Outrage is funny

Way back in 1988, Martin Scorsese unleashed The Last Temptation of Christ on an unprepared world.  Weeks….months even….prior to the release of the film, members of the Religious Right started losing their minds over this blasphemous travesty of a movie.  A movie that they hadn’t seen.  Non-members of their group looked at them as though they were frothing-at-the-mouth madmen, and derisively made fun of them.  There was late-night TV fodder for weeks.  

So now we have what can only be described as a diametrically-opposed group going ballistic over the film version of soft-porn pulp that is 50 Shades of Grey.  I doubt these people see the irony, and I’d bet that quite a few of them were defenders of The Last Temptation of Christ.  Or they opposed blaming Marilyn Manson for the carnage in Columbine.  Or they deny a causal link between violent video games and actual in-person violence.

I try not to get caught up in these things, as I’m a firm believer in absolute freedom of speech.  That means the silly stuff, the insulting stuff, the ugly stuff, and the hateful stuff.  Without free speech we aren’t a free people, and it’s the especially ugly stuff that needs the most protection.

Is there a link between media and action?  Of course there is, that’s the basis of both advertisement and propaganda (and one could argue they’re one and the same).  But at what point do we attempt to silence speech?

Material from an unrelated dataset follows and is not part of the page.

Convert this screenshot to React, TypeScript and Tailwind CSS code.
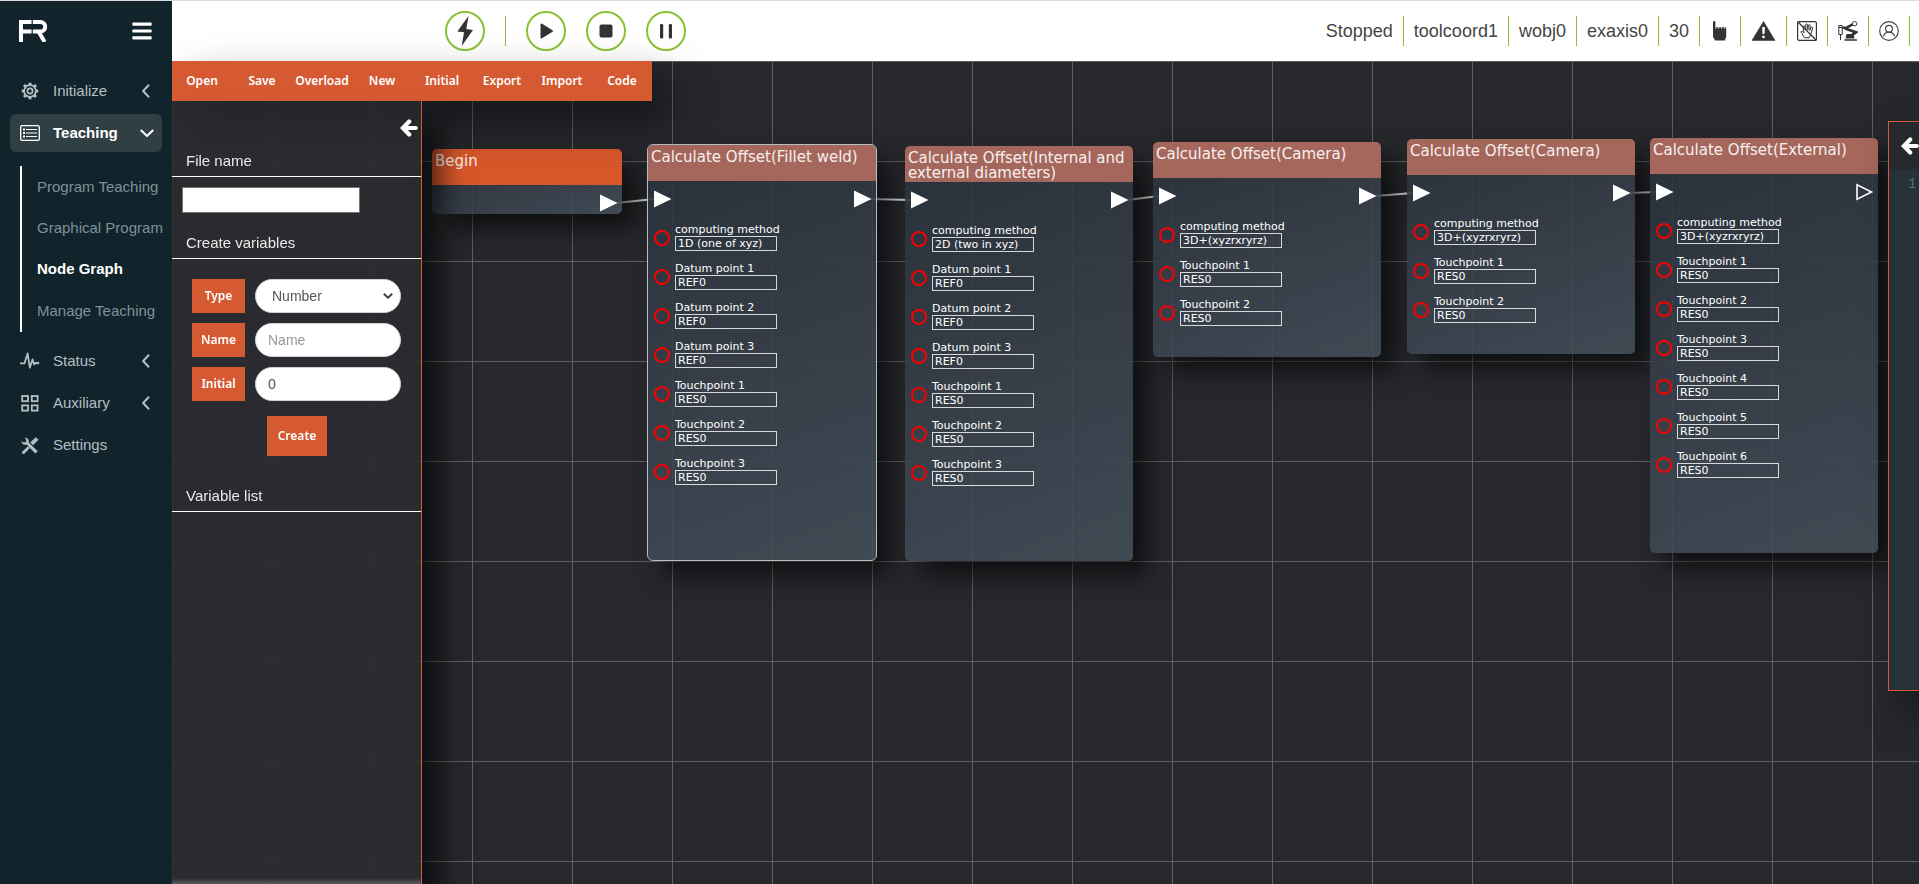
import type { ReactNode } from "react";
import { FaBars } from "react-icons/fa";

const SANS = "font-['Liberation_Sans',Arial,sans-serif]";
const HUMANIST = "font-['Noto_Sans',Tahoma,sans-serif]";
const WIDE = "font-['DejaVu_Sans',Verdana,sans-serif]";

/* ---------- icons ---------- */

function Logo() {
  return (
    <svg viewBox="0 0 28 22" className="h-[22px] w-7" fill="none" stroke="#fff" strokeWidth="4" aria-label="FR">
      <path d="M2 22V2H12.6M2 11.6H12.6" />
      <path d="M13.8 2H21.4a4.8 4.8 0 0 1 0 9.6H13.8" />
      <path d="M19.6 11.4L25.6 22" />
    </svg>
  );
}

function ArrowLeftIcon() {
  return (
    <svg
      viewBox="0 0 18 18"
      className="h-[18px] w-[18px] shrink-0"
      fill="none"
      stroke="currentColor"
      strokeWidth="4.200"
      strokeLinecap="round"
    >
      <path d="M9.200 2.500L2.900 9l6.300 6.500M4 9h11.800" />
    </svg>
  );
}

function GearIcon() {
  return (
    <svg viewBox="0 0 18 18" className="h-[18px] w-[18px]" fill="none" stroke="currentColor">
      <circle cx="9" cy="9" r="5.9" strokeWidth="1.7" />
      <circle cx="9" cy="9" r="2.6" strokeWidth="1.7" />
      <path
        strokeWidth="3"
        d="M9 .8V3M9 15v2.2M.8 9H3M15 9h2.2M3 3l1.8 1.8M13.2 13.2L15 15M3 15l1.8-1.8M13.2 4.8L15 3"
      />
    </svg>
  );
}

function ListIcon() {
  return (
    <svg viewBox="0 0 20 16" className="h-4 w-5" fill="none" stroke="currentColor">
      <rect x=".7" y=".7" width="18.6" height="14.6" rx="1.4" strokeWidth="1.3" />
      <path strokeWidth="1" d="M6 4.5h11M6 8h11M6 11.5h11" />
      <path strokeWidth="2" d="M3 4.5h2M3 8h2M3 11.5h2" />
    </svg>
  );
}

function PulseIcon() {
  return (
    <svg viewBox="0 0 20 18" className="h-[18px] w-5" fill="none" stroke="currentColor" strokeLinejoin="round">
      <path strokeWidth="1.8" d="M0 11.4h4.4L7.6 1.4 9.8 15.6 12.6 7.4 14.2 12.6 15.2 11h3" />
      <circle cx="18" cy="11" r="1.1" fill="currentColor" strokeWidth=".6" />
    </svg>
  );
}

function GridIcon() {
  return (
    <svg viewBox="0 0 18 17" className="h-[17px] w-[18px]" fill="none" stroke="currentColor" strokeWidth="1.8">
      <rect x="1.2" y="1" width="5.8" height="5.2" />
      <rect x="10.8" y="1" width="5.8" height="5.2" />
      <rect x="1.2" y="10.4" width="5.8" height="5.2" />
      <rect x="10.8" y="10.4" width="5.8" height="5.2" />
    </svg>
  );
}

function ToolsIcon() {
  return (
    <svg viewBox="0 0 18 17" className="h-[17px] w-[18px]" fill="currentColor">
      <path d="M3.6.4a3.9 3.9 0 0 1 4 5.2l9.2 8.6-2.5 2.4-8.7-9A3.9 3.9 0 0 1 .4 4L2.8 5.600 5 4.900 5.300 2.700z" />
      <path d="M14.700.2l2.900 2.500-5.600 5.600-2.800-2.700z" />
      <path d="M7 9.200l1.900 1.900-5.600 5.600L1 16.800l.1-2z" />
    </svg>
  );
}

function Chevron({ down = false }: { down?: boolean }) {
  return down ? (
    <svg viewBox="0 0 14 8" className="h-2 w-3.5" fill="none" stroke="currentColor" strokeWidth="2">
      <path d="M.8 1L7 7l6.200-6" />
    </svg>
  ) : (
    <svg viewBox="0 0 8 14" className="mr-1 h-3.5 w-2" fill="none" stroke="currentColor" strokeWidth="2">
      <path d="M7 .8L1.200 7 7 13.200" />
    </svg>
  );
}

function HandIcon() {
  return (
    <svg viewBox="0 0 20 20" className="h-5 w-5" fill="#333">
      <path d="M3 1.200a1.200 1.200 0 0 1 2.400 0V8h.7V6.300h2.300V8h.7V6.300h2.300V8h.7V6.300h2.300V8h.6V6.600h1.200v9.400l-1 2.200v1.400H5l-.8-1.800-1.200-1.600z" />
    </svg>
  );
}

function WarningIcon() {
  return (
    <svg viewBox="0 0 25 20" className="h-5 w-[25px]">
      <path d="M12.500.4L24 19.400H1z" fill="#333" stroke="#333" strokeWidth=".6" strokeLinejoin="round" />
      <path d="M11.100 6h2.800l-.4 7h-2z" fill="#fff" />
      <circle cx="12.500" cy="15.900" r="1.400" fill="#fff" />
    </svg>
  );
}

function NoDragIcon() {
  return (
    <svg viewBox="0 0 20 20" className="h-5 w-5" fill="none" stroke="#333" strokeLinejoin="round" strokeLinecap="round">
      <rect x=".6" y=".6" width="18.800" height="18.800" rx="1.600" strokeWidth="1.200" />
      <path d="M1 1l18 18" strokeWidth="1.200" />
      <path
        strokeWidth="1"
        d="M7.200 16.400L4.200 11.200c-.5-1 .8-1.600 1.500-.8l1.300 1.500-.9-6c-.1-1.200 1.400-1.400 1.700-.2L8.800 9l-.1-5.200c0-1.300 1.700-1.300 1.800 0L10.800 9l.7-4.700c.2-1.200 1.800-1 1.700.2L12.900 9.400l1.200-2.900c.5-1 1.800-.5 1.500.6l-1.800 6.100-1.400 3.200z"
      />
    </svg>
  );
}

function RobotIcon() {
  return (
    <svg viewBox="0 0 20 20" className="h-5 w-5" fill="none" stroke="#333">
      <path strokeWidth="1" d="M.8 4.500h3.400v9H.8zM2.500 13.500V19M.8 6.500h3.400" />
      <path strokeWidth="2.600" d="M4.500 6.800h3M7 7.600L14.500 3.400" />
      <path strokeWidth="2.800" d="M7 7.500l11 3.700-5.500 4" />
      <circle cx="16.600" cy="2.700" r="2.200" strokeWidth="1" />
      <path fill="#333" stroke="none" d="M8.500 13h7l1 4.500h-9zM6.500 18.200h12.500V19.800H6.500z" />
    </svg>
  );
}

function UserIcon() {
  return (
    <svg viewBox="0 0 20 20" className="h-5 w-5" fill="none" stroke="#444" strokeWidth="1.200">
      <circle cx="10" cy="10" r="9.300" />
      <circle cx="10" cy="7.800" r="3.400" />
      <path d="M4.400 15.400c.8-2.600 2.800-4.200 5.600-4.200s4.800 1.600 5.600 4.200" />
    </svg>
  );
}

/* ---------- sidebar ---------- */

type NavItemProps = { icon: ReactNode; label: string; arrow?: "left" | "down"; active?: boolean };

function NavItem({ icon, label, arrow, active = false }: NavItemProps) {
  return (
    <a
      href="#"
      className={`mx-2.5 flex h-[38px] items-center rounded-md pl-2.5 pr-2 text-[15px] ${
        active ? "bg-[#303f44] font-bold text-white" : "text-[#b3bfc4]"
      }`}
    >
      <span className="flex w-5 justify-center">{icon}</span>
      <span className="ml-[13px] flex-1">{label}</span>
      {arrow && <Chevron down={arrow === "down"} />}
    </a>
  );
}

function Sidebar() {
  const pages = ["Program Teaching", "Graphical Program", "Node Graph", "Manage Teaching"];
  return (
    <aside className="flex w-[172px] shrink-0 flex-col bg-[#11242b]">
      <div className="flex h-[60px] items-center justify-between pl-[19px] pr-5">
        <Logo />
        <button type="button" aria-label="Menu" className="text-white">
          <FaBars className="h-[22px] w-5" />
        </button>
      </div>
      <nav className="mt-[11px] flex flex-col gap-1">
        <NavItem icon={<GearIcon />} label="Initialize" arrow="left" />
        <NavItem icon={<ListIcon />} label="Teaching" arrow="down" active />
        <ul className="mb-1.5 ml-5 mt-2.5 flex flex-col border-l-2 border-white">
          {pages.map((page) => (
            <li key={page} className="flex h-[41px] items-center pl-[15px] first:h-[42px] last:h-[42px]">
              <a
                href="#"
                className={`whitespace-nowrap text-[15px] ${
                  page === "Node Graph" ? "font-bold text-white" : "text-[#7d929b]"
                }`}
              >
                {page}
              </a>
            </li>
          ))}
        </ul>
        <NavItem icon={<PulseIcon />} label="Status" arrow="left" />
        <NavItem icon={<GridIcon />} label="Auxiliary" arrow="left" />
        <NavItem icon={<ToolsIcon />} label="Settings" />
      </nav>
    </aside>
  );
}

/* ---------- header ---------- */

function RoundButton({ label, children }: { label: string; children: ReactNode }) {
  return (
    <button type="button" aria-label={label} className="h-10 w-10 rounded-full border-2 border-[#8bc034] bg-white">
      <svg viewBox="2 2 36 36" className="h-9 w-9" fill="#333">
        {children}
      </svg>
    </button>
  );
}

function StatusCell({ children }: { children: ReactNode }) {
  return (
    <span className="flex h-[30px] items-center border-r border-[#8bc034] px-2.5 text-lg text-[#444]">{children}</span>
  );
}

function Header() {
  return (
    <header className="flex h-[60px] items-center bg-white pl-[273px] pr-[9px]">
      <div className="flex items-center gap-5">
        <RoundButton label="Enable">
          <path d="M23.500 5L12.300 20.500l6.700.8L16.700 35 28 19l-6.700-1z" />
        </RoundButton>
        <span className="h-[30px] w-px bg-[#8bc034]" />
        <RoundButton label="Start">
          <path d="M15.500 13.500v13L26 20z" stroke="#333" strokeWidth="2" strokeLinejoin="round" />
        </RoundButton>
        <RoundButton label="Stop">
          <rect x="13.500" y="13.500" width="13" height="13" rx="2" />
        </RoundButton>
        <RoundButton label="Pause">
          <rect x="14" y="13" width="3.200" height="14.500" rx="1.200" />
          <rect x="22.800" y="13" width="3.200" height="14.500" rx="1.200" />
        </RoundButton>
      </div>
      <div className="ml-auto flex">
        <StatusCell>Stopped</StatusCell>
        <StatusCell>toolcoord1</StatusCell>
        <StatusCell>wobj0</StatusCell>
        <StatusCell>exaxis0</StatusCell>
        <StatusCell>30</StatusCell>
        <StatusCell><HandIcon /></StatusCell>
        <StatusCell><WarningIcon /></StatusCell>
        <StatusCell><NoDragIcon /></StatusCell>
        <StatusCell><RobotIcon /></StatusCell>
        <StatusCell><UserIcon /></StatusCell>
      </div>
    </header>
  );
}

/* ---------- node graph ---------- */

type GraphNode = {
  id: string;
  title: string;
  x: number;
  y: number;
  w: number;
  h: number;
  begin?: boolean;
  selected?: boolean;
  last?: boolean;
  fields: [string, string][];
};

const refs: [string, string][] = [
  ["Datum point 1", "REF0"],
  ["Datum point 2", "REF0"],
  ["Datum point 3", "REF0"],
];

const touch = (count: number): [string, string][] =>
  Array.from({ length: count }, (_, i) => [`Touchpoint ${i + 1}`, "RES0"]);

const nodes: GraphNode[] = [
  { id: "begin", title: "Begin", x: 260, y: 88, w: 190, h: 65, begin: true, fields: [] },
  {
    id: "fillet", title: "Calculate Offset(Fillet weld)", x: 476, y: 84, w: 228, h: 415, selected: true,
    fields: [["computing method", "1D (one of xyz)"], ...refs, ...touch(3)],
  },
  {
    id: "diameters", title: "Calculate Offset(Internal and external diameters)", x: 733, y: 85, w: 228, h: 415,
    fields: [["computing method", "2D (two in xyz)"], ...refs, ...touch(3)],
  },
  {
    id: "camera-1", title: "Calculate Offset(Camera)", x: 981, y: 81, w: 228, h: 215,
    fields: [["computing method", "3D+(xyzrxryrz)"], ...touch(2)],
  },
  {
    id: "camera-2", title: "Calculate Offset(Camera)", x: 1235, y: 78, w: 228, h: 215,
    fields: [["computing method", "3D+(xyzrxryrz)"], ...touch(2)],
  },
  {
    id: "external", title: "Calculate Offset(External)", x: 1478, y: 77, w: 228, h: 415, last: true,
    fields: [["computing method", "3D+(xyzrxryrz)"], ...touch(6)],
  },
];

function Pin({ hollow = false }: { hollow?: boolean }) {
  return (
    <svg viewBox="0 0 18 18" className="h-[18px] w-[18px]" fill={hollow ? "none" : "#fff"}>
      <path d={hollow ? "M1 1.800v14.400L15.500 9z" : "M0 .5v17L17.500 9z"} stroke={hollow ? "#fff" : "none"} strokeWidth="1.600" />
    </svg>
  );
}

function NodeCard({ node }: { node: GraphNode }) {
  return (
    <section
      className={`absolute overflow-hidden rounded-[5px] bg-linear-160 from-[#28313b]/90 via-[#373f4a]/90 to-[#424e58]/90 shadow-[15px_15px_24px_rgba(0,0,0,0.6)] ${
        node.selected ? "outline outline-[#b9bdc6]" : ""
      }`}
      style={{ left: node.x, top: node.y, width: node.w, height: node.h }}
    >
      <h3
        className={`h-9 pl-[3px] pt-[5px] text-[15px] leading-[15px] text-white/90 ${
          node.begin ? "bg-[#d7572b]" : "bg-[#a5665b]"
        }`}
      >
        {node.title}
      </h3>
      <div className="flex justify-between pl-1.5 pr-1 pt-[9px]">
        {node.begin ? <span /> : <Pin />}
        <Pin hollow={node.last} />
      </div>
      <div className="mt-[14px] flex flex-col gap-2 pl-1.5">
        {node.fields.map(([label, value]) => (
          <label key={label} className="flex h-[31px] items-start">
            <span className="mt-2 h-4 w-4 rounded-full border-2 border-[#f80000]" />
            <span className="ml-[5px] flex flex-col text-[11px] text-white">
              <span className="h-[14px] leading-[15px]">{label}</span>
              <input
                readOnly
                value={value}
                className="h-[15px] w-[102px] border border-white/80 bg-transparent pl-0.5 leading-[13px]"
              />
            </span>
          </label>
        ))}
      </div>
    </section>
  );
}

function Links() {
  const paths = nodes.slice(1).map((to, i) => {
    const from = nodes[i];
    const x1 = from.x + from.w - 6;
    const y1 = from.y + 54;
    const x2 = to.x + 6;
    const y2 = to.y + 54;
    return `M${x1} ${y1}L${x2} ${y2}`;
  });
  return (
    <svg className="absolute inset-0 h-full w-full" fill="none" stroke="#dadcde" strokeWidth="2">
      {paths.map((d) => (
        <path key={d} d={d} />
      ))}
    </svg>
  );
}

/* ---------- editor panels ---------- */

function Toolbar() {
  const actions = ["Open", "Save", "Overload", "New", "Initial", "Export", "Import", "Code"];
  return (
    <div className={`absolute left-0 top-0 z-10 flex bg-[#d55a32] shadow-[20px_20px_40px_rgba(0,0,0,0.5)] ${HUMANIST}`}>
      {actions.map((action) => (
        <button key={action} type="button" className="h-10 w-[60px] text-xs font-semibold text-white">
          {action}
        </button>
      ))}
    </div>
  );
}

function SectionTitle({ children }: { children: ReactNode }) {
  return <h2 className="border-b border-white pb-1.5 pl-3.5 text-[15px] leading-[18px] text-white/90">{children}</h2>;
}

const tag = `flex h-[34px] w-[53px] items-center justify-center bg-[#d55a32] text-xs font-semibold text-white ${HUMANIST}`;
const box = "h-[34px] w-[146px] rounded-full border border-[#ced4da] bg-white px-3 text-sm text-[#555] placeholder:text-[#999]";

function VariablesPanel() {
  return (
    <div className="absolute bottom-0 left-0 top-10 z-20 flex w-[250px] flex-col border-r border-[#d55a32] bg-[#2b2c30]/70 shadow-[20px_24px_24px_rgba(0,0,0,0.6)] backdrop-blur-[4px]">
      <button type="button" aria-label="Collapse" className="ml-auto mr-[3px] mt-[18px] text-white">
        <ArrowLeftIcon />
      </button>
      <div className="mt-[15px]">
        <SectionTitle>File name</SectionTitle>
      </div>
      <input aria-label="File name" className="ml-2.5 mt-2.5 h-[26px] w-[178px] border border-[#767676] bg-white px-1 text-sm" />
      <div className="mt-[21px]">
        <SectionTitle>Create variables</SectionTitle>
      </div>
      <form className="mt-5 flex flex-col gap-2.5 pl-5">
        <div className="flex gap-2.5">
          <label htmlFor="var-type" className={tag}>Type</label>
          <div className="relative">
            <select id="var-type" className={`${box} appearance-none pl-4`} defaultValue="Number">
              <option>Number</option>
              <option>String</option>
            </select>
            <svg viewBox="0 0 10 6" className="pointer-events-none absolute right-2 top-[14px] h-1.5 w-2.5" fill="none" stroke="#444" strokeWidth="2">
              <path d="M.8.8L5 4.800 9.200.8" />
            </svg>
          </div>
        </div>
        <div className="flex gap-2.5">
          <label htmlFor="var-name" className={tag}>Name</label>
          <input id="var-name" placeholder="Name" className={box} />
        </div>
        <div className="flex gap-2.5">
          <label htmlFor="var-initial" className={tag}>Initial</label>
          <input id="var-initial" defaultValue="0" className={box} />
        </div>
        <button type="button" className={`ml-[75px] mt-[5px] h-10 w-[60px] bg-[#d55a32] text-xs font-semibold text-white ${HUMANIST}`}>
          Create
        </button>
      </form>
      <div className="mt-[31px]">
        <SectionTitle>Variable list</SectionTitle>
      </div>
      <div className="mt-auto h-1.5 bg-linear-to-b from-transparent to-[#5a5c5f]" />
    </div>
  );
}

function CodePanel() {
  return (
    <div className="absolute right-0 top-[60px] z-10 flex h-[570px] w-[31px] flex-col overflow-hidden border-y border-l border-[#d55a32] bg-[#263238] shadow-[20px_20px_40px_rgba(0,0,0,0.6)]">
      <button type="button" aria-label="Expand code" className="flex h-[47px] w-full items-center bg-[#27282c] pl-3 text-white">
        <ArrowLeftIcon />
      </button>
      <pre className="pl-[19px] pt-1 font-['Liberation_Mono',monospace] text-sm leading-[22px] text-[#546e7a]">1</pre>
    </div>
  );
}

export default function App() {
  return (
    <div className={`flex min-h-screen flex-col border-t border-[#dcdcdc] bg-[#27282c] ${SANS}`}>
      <div className="flex flex-1">
        <Sidebar />
        <main className="flex min-w-0 flex-1 flex-col overflow-hidden">
          <Header />
          <div className="relative flex-1 bg-[#27282c] bg-[linear-gradient(to_right,#5e5f5e_1px,transparent_1px),linear-gradient(to_bottom,#5e5f5e_1px,transparent_1px)] bg-[size:100px_100px]">
            <div className={`absolute inset-0 overflow-hidden ${WIDE}`}>
              <Links />
              {nodes.map((node) => (
                <NodeCard key={node.id} node={node} />
              ))}
            </div>
            <Toolbar />
            <VariablesPanel />
            <CodePanel />
          </div>
        </main>
      </div>
    </div>
  );
}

I’m not talking about the government stepping in.  That’s a clear violation of the First Amendment, and something I want the government to never do.  But in the marketplace of ideas, one would think we’d want as many divergent viewpoints as possible.  Surrounding oneself with nothing but assenting opinions means that one’s views are never challenged, and ultimately intellect atrophies.  Dissent devolves into derision, and an open exchange of ideas, positions, and principles becomes impossible.

Now this is not to say that dissent isn’t allowed.  Dissent is healthy.  Dissent is a Good Thing.  Dissent in the face of overwhelming assent can be downright brave.  But dissent shouldn’t be nasty, cutting, or personal.  It seems as though many people have forgotten that it’s possible to disagree with someone without calling them “stupid” or “evil”.

This behavior is evident throughout politics, Facebook, and talk shows.  It’s a poison, as all it does is divide us into tribalistic groups who have no respect for other groups.  As a society, we’ve abandoned respectful disagreement.  We’ve been taught by cable news to despise people who don’t agree with “our team”.  This binary thinking, this us-or-them mentality, is heralding the end of civility, and ultimately the end of society.

Put simply, just because someone doesn’t like the same book, movie, politician, social position, or restaurant as you, that doesn’t make them a bad person, nor does it mean that they don’t deserve your respect.  Basic human kindness and respect are not zero-sum resources.  It costs you nothing to give them.

So go see 50 Shades of Grey or don’t.  But think for a moment before you criticize the film.  Think for a moment about how you’d feel if your personal ox were gored in the way this film has been.  And maybe take the time to have a calm, reasonable conversation with someone who enjoyed it….Not as a proselytizer, but as a listener.  You might find you have more in common than not.